Interface markup and scripts
┌──

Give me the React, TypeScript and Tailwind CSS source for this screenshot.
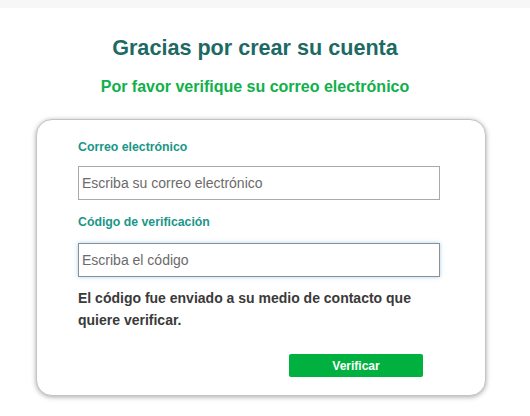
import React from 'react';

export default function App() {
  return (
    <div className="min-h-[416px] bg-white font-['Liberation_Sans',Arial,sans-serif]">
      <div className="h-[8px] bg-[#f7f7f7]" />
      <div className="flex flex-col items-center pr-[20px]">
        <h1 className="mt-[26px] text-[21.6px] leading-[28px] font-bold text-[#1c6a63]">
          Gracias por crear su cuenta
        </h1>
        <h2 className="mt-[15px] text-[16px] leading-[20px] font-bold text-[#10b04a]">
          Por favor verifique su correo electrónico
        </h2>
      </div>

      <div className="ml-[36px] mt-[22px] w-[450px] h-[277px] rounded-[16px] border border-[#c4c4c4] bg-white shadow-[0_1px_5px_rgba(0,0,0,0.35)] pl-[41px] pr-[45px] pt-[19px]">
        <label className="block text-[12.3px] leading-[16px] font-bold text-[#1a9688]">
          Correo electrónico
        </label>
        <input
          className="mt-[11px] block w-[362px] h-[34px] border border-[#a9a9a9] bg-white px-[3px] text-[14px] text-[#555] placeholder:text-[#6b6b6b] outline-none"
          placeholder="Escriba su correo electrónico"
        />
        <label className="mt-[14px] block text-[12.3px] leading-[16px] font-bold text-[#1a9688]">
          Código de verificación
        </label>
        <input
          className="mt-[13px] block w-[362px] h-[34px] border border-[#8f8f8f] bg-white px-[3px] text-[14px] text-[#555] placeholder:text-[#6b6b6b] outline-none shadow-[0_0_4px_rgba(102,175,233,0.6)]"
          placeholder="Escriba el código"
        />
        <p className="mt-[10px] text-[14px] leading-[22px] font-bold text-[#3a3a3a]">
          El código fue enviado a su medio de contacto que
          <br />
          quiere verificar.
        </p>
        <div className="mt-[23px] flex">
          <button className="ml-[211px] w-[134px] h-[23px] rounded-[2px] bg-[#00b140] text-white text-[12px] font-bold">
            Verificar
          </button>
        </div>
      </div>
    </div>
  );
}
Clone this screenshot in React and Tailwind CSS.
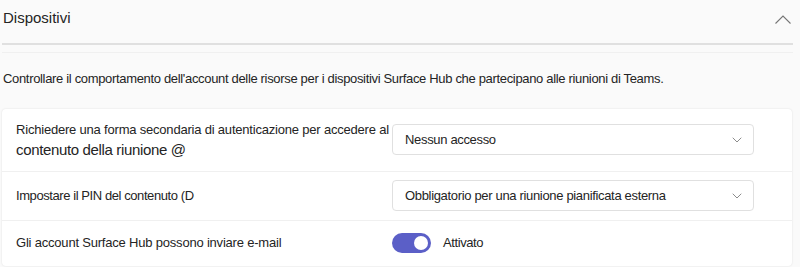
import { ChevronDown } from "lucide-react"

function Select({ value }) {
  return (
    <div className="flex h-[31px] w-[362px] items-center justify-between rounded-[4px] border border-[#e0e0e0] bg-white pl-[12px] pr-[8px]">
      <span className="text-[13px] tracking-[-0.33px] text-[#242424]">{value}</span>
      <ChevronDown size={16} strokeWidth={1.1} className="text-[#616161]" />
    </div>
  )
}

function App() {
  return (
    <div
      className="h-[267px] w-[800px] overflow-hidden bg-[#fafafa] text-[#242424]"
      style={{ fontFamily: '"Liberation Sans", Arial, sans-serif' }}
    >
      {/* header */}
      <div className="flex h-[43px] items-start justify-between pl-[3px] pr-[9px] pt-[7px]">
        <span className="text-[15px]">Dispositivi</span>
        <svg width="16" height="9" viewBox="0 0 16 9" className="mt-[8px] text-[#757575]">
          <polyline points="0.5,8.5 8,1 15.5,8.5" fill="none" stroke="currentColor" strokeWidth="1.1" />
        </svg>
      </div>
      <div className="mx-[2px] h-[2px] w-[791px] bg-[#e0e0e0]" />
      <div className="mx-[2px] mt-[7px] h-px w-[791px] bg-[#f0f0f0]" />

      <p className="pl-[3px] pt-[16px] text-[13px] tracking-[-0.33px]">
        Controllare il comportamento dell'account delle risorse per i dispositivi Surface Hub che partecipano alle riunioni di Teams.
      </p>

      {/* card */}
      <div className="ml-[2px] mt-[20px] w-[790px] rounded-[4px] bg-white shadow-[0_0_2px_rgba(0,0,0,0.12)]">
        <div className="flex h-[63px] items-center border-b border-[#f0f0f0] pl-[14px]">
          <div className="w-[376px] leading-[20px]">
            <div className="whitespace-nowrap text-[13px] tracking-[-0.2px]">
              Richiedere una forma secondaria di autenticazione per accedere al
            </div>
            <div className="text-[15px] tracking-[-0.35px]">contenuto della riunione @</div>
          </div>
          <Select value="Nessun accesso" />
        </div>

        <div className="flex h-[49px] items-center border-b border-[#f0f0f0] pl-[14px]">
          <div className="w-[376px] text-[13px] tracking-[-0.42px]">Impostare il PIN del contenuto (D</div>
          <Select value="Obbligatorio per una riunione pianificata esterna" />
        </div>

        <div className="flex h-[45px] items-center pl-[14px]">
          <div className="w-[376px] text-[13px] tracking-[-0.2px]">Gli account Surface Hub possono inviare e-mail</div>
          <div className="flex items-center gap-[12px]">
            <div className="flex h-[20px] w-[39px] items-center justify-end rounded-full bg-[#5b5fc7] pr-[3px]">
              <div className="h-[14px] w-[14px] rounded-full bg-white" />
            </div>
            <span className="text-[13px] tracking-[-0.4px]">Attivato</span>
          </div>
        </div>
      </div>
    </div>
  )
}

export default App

└──

▸ Stated exercise
Tally the lines in the entries above that hold the word "Tailwind". Reply with nothing but that count.

▸ Reply
2